To do:
It is required that the lines from the top of the listing through the line with "58V47M108.5 52L113.5 47L118.5" be reproduced exactly, excluding pictures.

══════

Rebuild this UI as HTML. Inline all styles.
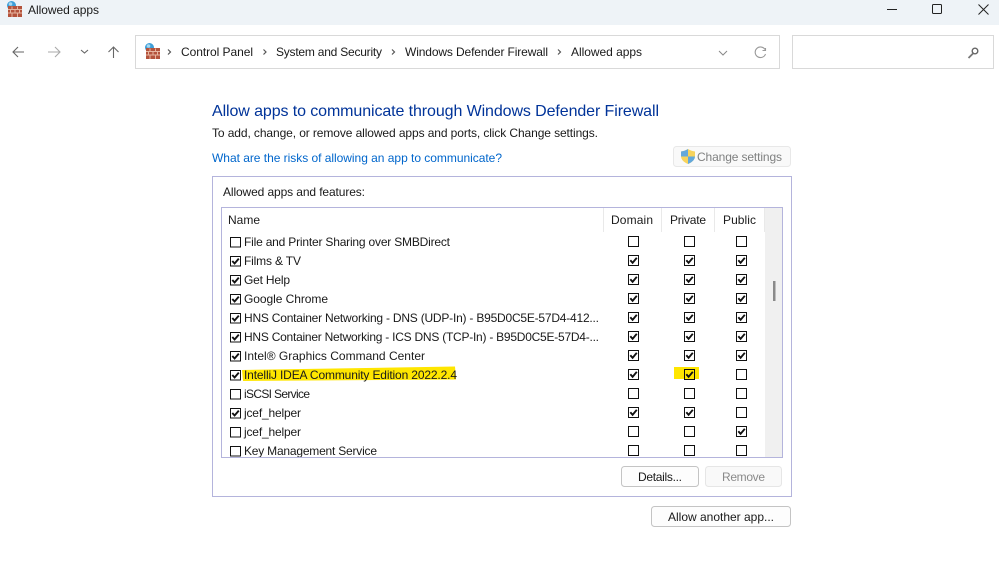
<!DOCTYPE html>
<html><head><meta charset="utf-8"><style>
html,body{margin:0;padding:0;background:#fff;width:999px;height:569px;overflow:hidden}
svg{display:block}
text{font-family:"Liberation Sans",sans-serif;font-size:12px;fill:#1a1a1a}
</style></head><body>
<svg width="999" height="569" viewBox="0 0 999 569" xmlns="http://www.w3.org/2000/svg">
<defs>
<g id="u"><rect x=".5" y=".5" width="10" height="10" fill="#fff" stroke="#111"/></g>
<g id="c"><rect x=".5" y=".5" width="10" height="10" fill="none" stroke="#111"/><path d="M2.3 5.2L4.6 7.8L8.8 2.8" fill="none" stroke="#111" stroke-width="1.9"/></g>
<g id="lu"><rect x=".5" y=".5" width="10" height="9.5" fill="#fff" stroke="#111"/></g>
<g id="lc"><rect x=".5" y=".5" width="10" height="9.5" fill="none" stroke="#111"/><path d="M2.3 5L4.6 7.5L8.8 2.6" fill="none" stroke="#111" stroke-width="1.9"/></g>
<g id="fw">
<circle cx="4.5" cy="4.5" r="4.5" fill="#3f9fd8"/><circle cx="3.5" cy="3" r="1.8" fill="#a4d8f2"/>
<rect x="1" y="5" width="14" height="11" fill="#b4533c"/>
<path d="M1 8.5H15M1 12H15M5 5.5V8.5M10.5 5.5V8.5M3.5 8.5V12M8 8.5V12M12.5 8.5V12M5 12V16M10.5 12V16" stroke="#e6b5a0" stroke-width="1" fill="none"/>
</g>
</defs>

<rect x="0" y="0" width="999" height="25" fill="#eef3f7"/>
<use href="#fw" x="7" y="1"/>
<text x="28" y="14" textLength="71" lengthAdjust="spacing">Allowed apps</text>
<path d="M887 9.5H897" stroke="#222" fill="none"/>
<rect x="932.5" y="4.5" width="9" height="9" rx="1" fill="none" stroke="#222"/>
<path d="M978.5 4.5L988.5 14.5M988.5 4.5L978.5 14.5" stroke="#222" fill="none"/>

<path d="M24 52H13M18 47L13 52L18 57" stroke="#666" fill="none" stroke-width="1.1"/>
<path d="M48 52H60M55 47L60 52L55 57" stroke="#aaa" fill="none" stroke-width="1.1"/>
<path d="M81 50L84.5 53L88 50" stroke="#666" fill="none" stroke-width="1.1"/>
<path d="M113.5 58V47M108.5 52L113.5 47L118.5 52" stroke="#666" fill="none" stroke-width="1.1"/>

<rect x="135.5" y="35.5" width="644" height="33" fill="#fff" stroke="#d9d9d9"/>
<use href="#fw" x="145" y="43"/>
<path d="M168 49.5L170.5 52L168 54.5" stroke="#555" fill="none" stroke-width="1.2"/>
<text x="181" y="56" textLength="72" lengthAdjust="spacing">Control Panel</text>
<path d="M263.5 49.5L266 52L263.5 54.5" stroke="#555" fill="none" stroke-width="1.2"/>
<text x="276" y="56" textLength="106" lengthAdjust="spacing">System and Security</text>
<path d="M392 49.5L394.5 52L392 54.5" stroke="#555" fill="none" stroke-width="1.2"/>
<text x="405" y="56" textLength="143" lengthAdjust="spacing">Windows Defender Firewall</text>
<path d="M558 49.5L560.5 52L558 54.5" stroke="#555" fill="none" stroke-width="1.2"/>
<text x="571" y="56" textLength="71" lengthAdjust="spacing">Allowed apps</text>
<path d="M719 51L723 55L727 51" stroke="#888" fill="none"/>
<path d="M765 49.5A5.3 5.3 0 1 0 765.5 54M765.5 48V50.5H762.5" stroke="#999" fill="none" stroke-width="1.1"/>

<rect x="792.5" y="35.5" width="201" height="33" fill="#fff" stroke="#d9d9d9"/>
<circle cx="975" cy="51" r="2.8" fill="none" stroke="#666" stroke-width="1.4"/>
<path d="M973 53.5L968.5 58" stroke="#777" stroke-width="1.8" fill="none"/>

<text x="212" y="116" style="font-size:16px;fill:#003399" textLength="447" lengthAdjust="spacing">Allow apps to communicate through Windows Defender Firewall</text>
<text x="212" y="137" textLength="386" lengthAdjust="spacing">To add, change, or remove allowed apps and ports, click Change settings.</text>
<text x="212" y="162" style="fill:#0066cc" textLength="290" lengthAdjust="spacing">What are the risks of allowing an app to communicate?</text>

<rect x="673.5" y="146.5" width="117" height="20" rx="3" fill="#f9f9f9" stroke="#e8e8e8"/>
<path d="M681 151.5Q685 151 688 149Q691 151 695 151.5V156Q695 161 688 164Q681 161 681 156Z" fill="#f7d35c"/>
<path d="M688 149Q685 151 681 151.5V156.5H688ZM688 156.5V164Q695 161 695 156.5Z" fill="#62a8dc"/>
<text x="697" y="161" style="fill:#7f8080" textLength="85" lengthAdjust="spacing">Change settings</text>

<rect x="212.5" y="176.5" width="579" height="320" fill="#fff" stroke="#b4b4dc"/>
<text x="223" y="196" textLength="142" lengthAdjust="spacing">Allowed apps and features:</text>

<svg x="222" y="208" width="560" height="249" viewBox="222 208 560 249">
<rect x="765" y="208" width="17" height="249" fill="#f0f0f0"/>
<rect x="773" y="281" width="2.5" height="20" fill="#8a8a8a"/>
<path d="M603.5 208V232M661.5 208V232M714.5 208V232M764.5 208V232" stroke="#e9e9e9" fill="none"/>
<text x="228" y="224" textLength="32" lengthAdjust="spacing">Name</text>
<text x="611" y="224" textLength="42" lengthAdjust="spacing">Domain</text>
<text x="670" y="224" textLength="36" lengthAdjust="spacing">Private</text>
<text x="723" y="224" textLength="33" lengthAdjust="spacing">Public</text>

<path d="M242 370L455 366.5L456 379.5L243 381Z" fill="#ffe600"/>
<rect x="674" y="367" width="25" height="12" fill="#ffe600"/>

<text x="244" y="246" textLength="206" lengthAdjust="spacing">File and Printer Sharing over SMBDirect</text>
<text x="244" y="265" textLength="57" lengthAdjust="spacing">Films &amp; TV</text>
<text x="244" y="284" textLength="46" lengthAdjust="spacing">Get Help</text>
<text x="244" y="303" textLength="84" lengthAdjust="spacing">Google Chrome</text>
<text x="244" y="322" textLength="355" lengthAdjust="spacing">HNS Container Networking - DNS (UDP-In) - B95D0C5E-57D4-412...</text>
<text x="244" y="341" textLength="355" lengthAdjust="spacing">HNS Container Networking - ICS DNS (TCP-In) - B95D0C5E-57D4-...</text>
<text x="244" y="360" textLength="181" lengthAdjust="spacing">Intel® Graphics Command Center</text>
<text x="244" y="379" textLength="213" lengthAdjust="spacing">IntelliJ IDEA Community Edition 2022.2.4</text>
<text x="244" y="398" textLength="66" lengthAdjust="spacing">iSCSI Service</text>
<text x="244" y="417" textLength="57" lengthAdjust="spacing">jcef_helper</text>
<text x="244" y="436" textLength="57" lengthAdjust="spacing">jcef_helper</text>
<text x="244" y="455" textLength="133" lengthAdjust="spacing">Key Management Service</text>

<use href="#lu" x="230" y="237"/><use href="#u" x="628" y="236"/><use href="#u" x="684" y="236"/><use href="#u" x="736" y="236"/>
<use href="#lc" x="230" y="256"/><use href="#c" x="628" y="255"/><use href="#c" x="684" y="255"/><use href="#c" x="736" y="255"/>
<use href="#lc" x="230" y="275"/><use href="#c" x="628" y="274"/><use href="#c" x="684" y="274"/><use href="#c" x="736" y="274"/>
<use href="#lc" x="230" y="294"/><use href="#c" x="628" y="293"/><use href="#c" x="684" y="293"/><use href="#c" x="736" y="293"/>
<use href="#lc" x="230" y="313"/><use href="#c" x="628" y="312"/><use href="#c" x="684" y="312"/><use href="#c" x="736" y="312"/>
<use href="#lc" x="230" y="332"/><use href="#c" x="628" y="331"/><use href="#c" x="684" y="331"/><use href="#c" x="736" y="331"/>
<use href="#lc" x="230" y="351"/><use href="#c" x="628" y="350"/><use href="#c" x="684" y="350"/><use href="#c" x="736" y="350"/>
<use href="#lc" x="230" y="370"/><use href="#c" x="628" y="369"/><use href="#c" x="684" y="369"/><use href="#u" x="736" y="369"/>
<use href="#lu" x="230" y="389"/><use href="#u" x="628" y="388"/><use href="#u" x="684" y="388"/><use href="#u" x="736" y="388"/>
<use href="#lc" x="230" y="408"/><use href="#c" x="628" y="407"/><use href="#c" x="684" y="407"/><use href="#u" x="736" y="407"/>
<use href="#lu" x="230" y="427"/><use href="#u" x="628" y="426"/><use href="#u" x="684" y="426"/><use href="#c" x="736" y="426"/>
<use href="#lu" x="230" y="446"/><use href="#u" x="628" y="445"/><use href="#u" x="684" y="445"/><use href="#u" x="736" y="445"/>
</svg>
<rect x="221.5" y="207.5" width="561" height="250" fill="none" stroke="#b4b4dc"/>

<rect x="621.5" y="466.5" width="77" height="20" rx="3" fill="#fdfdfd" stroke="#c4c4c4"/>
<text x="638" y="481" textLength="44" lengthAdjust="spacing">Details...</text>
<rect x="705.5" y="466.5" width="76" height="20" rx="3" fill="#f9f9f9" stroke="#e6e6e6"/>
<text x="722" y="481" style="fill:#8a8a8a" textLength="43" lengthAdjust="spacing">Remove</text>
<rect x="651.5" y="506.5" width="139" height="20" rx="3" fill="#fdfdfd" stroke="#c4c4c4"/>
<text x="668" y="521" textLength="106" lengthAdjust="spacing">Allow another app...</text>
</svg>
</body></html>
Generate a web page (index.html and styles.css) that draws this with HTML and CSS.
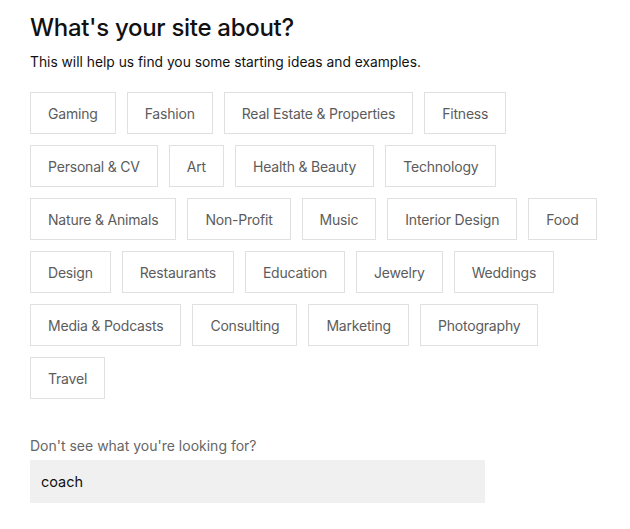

══════

Task output:
Rebuild this UI as HTML. Inline all styles.
<!DOCTYPE html>
<html><head><meta charset="utf-8"><style>
html,body{margin:0;padding:0;background:#fff;width:999px;height:569px;overflow:hidden}
svg{display:block}
text{font-family:"Liberation Sans",sans-serif;font-size:12px;fill:#1a1a1a}
</style></head><body>
<svg width="999" height="569" viewBox="0 0 999 569" xmlns="http://www.w3.org/2000/svg">
<defs>
<g id="u"><rect x=".5" y=".5" width="10" height="10" fill="#fff" stroke="#111"/></g>
<g id="c"><rect x=".5" y=".5" width="10" height="10" fill="none" stroke="#111"/><path d="M2.3 5.2L4.6 7.8L8.8 2.8" fill="none" stroke="#111" stroke-width="1.9"/></g>
<g id="lu"><rect x=".5" y=".5" width="10" height="9.5" fill="#fff" stroke="#111"/></g>
<g id="lc"><rect x=".5" y=".5" width="10" height="9.5" fill="none" stroke="#111"/><path d="M2.3 5L4.6 7.5L8.8 2.6" fill="none" stroke="#111" stroke-width="1.9"/></g>
<g id="fw">
<circle cx="4.5" cy="4.5" r="4.5" fill="#3f9fd8"/><circle cx="3.5" cy="3" r="1.8" fill="#a4d8f2"/>
<rect x="1" y="5" width="14" height="11" fill="#b4533c"/>
<path d="M1 8.5H15M1 12H15M5 5.5V8.5M10.5 5.5V8.5M3.5 8.5V12M8 8.5V12M12.5 8.5V12M5 12V16M10.5 12V16" stroke="#e6b5a0" stroke-width="1" fill="none"/>
</g>
</defs>

<rect x="0" y="0" width="999" height="25" fill="#eef3f7"/>
<use href="#fw" x="7" y="1"/>
<text x="28" y="14" textLength="71" lengthAdjust="spacing">Allowed apps</text>
<path d="M887 9.5H897" stroke="#222" fill="none"/>
<rect x="932.5" y="4.5" width="9" height="9" rx="1" fill="none" stroke="#222"/>
<path d="M978.5 4.5L988.5 14.5M988.5 4.5L978.5 14.5" stroke="#222" fill="none"/>

<path d="M24 52H13M18 47L13 52L18 57" stroke="#666" fill="none" stroke-width="1.1"/>
<path d="M48 52H60M55 47L60 52L55 57" stroke="#aaa" fill="none" stroke-width="1.1"/>
<path d="M81 50L84.5 53L88 50" stroke="#666" fill="none" stroke-width="1.1"/>
<path d="M113.5 58V47M108.5 52L113.5 47L118.5 52" stroke="#666" fill="none" stroke-width="1.1"/>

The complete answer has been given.